Task objective: Copy whichever lines contain the string "React".

Information shown:
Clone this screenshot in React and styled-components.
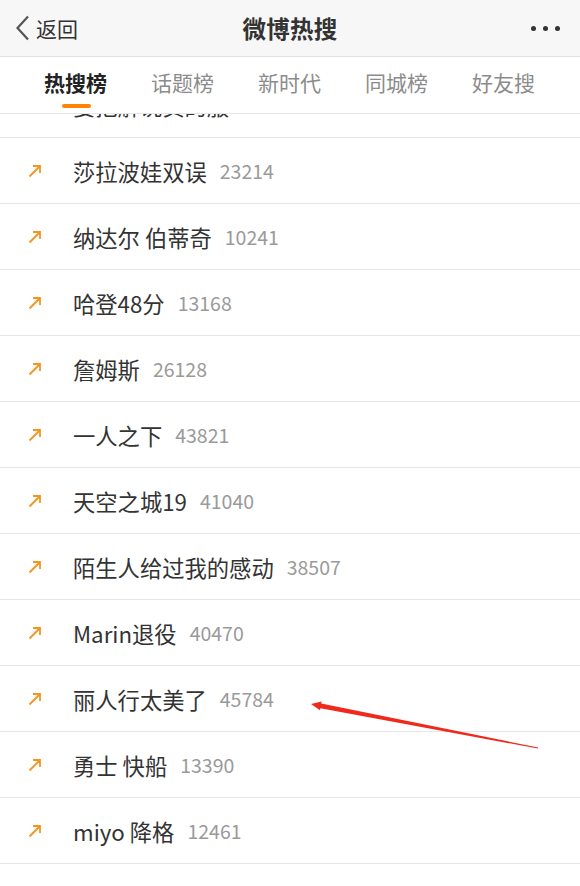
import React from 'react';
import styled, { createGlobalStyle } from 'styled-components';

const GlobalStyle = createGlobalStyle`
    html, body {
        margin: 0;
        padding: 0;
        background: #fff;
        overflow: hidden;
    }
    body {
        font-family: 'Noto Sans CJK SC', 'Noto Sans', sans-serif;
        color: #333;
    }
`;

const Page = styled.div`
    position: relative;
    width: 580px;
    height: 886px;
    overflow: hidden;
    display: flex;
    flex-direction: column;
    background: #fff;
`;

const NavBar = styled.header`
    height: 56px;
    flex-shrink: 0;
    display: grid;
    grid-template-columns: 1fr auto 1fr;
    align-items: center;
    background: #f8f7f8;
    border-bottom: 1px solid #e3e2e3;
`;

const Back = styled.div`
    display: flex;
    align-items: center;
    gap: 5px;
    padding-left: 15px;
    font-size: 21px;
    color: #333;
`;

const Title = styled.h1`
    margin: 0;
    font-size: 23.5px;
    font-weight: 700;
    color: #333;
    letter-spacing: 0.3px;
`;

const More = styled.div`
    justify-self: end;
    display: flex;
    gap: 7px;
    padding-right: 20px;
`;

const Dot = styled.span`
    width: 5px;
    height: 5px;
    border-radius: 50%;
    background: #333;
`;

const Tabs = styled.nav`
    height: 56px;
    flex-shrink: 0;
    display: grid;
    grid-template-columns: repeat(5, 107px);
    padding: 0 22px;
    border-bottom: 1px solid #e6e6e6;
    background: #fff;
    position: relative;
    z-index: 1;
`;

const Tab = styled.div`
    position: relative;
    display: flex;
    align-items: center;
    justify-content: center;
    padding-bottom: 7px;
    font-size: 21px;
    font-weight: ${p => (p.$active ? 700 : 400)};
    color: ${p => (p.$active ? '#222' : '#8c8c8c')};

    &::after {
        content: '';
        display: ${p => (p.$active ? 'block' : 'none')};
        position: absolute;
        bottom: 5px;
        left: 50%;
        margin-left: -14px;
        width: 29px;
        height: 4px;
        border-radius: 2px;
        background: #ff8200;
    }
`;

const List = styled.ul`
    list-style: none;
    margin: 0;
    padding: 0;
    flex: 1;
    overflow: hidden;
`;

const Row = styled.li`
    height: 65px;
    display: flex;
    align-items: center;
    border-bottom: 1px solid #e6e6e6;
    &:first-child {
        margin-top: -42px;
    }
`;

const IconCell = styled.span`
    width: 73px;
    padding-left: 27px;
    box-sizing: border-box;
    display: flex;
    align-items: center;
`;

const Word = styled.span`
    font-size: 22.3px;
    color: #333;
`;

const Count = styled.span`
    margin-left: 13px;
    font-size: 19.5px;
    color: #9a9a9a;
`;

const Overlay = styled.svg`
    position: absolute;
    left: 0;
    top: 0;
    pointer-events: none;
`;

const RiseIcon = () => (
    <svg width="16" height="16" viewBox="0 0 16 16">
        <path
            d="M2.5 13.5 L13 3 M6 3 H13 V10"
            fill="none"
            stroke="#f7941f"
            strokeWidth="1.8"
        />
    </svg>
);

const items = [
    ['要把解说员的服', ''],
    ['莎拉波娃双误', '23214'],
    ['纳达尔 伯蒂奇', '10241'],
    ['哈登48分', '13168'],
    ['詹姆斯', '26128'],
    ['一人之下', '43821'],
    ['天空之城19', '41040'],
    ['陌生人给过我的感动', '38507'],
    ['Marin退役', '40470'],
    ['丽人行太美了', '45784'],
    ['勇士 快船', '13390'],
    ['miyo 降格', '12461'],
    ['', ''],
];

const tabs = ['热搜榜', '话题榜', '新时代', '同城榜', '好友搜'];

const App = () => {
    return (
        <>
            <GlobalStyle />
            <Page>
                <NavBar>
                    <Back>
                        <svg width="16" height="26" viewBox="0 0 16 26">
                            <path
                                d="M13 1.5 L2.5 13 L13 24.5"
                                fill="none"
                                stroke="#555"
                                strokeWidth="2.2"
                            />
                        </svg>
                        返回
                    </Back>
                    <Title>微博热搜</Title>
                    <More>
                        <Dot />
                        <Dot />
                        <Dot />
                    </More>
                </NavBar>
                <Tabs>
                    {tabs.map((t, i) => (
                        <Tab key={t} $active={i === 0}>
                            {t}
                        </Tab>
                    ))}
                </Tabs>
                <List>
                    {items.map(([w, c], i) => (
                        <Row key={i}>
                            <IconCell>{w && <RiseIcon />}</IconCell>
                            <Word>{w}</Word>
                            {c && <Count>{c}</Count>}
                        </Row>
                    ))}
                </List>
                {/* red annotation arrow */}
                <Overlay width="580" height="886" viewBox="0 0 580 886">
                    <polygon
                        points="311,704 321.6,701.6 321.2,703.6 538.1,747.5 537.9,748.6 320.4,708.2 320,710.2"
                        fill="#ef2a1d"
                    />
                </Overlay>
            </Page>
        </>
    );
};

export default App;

Solution:
Clone this screenshot in React and styled-components.
import React from 'react';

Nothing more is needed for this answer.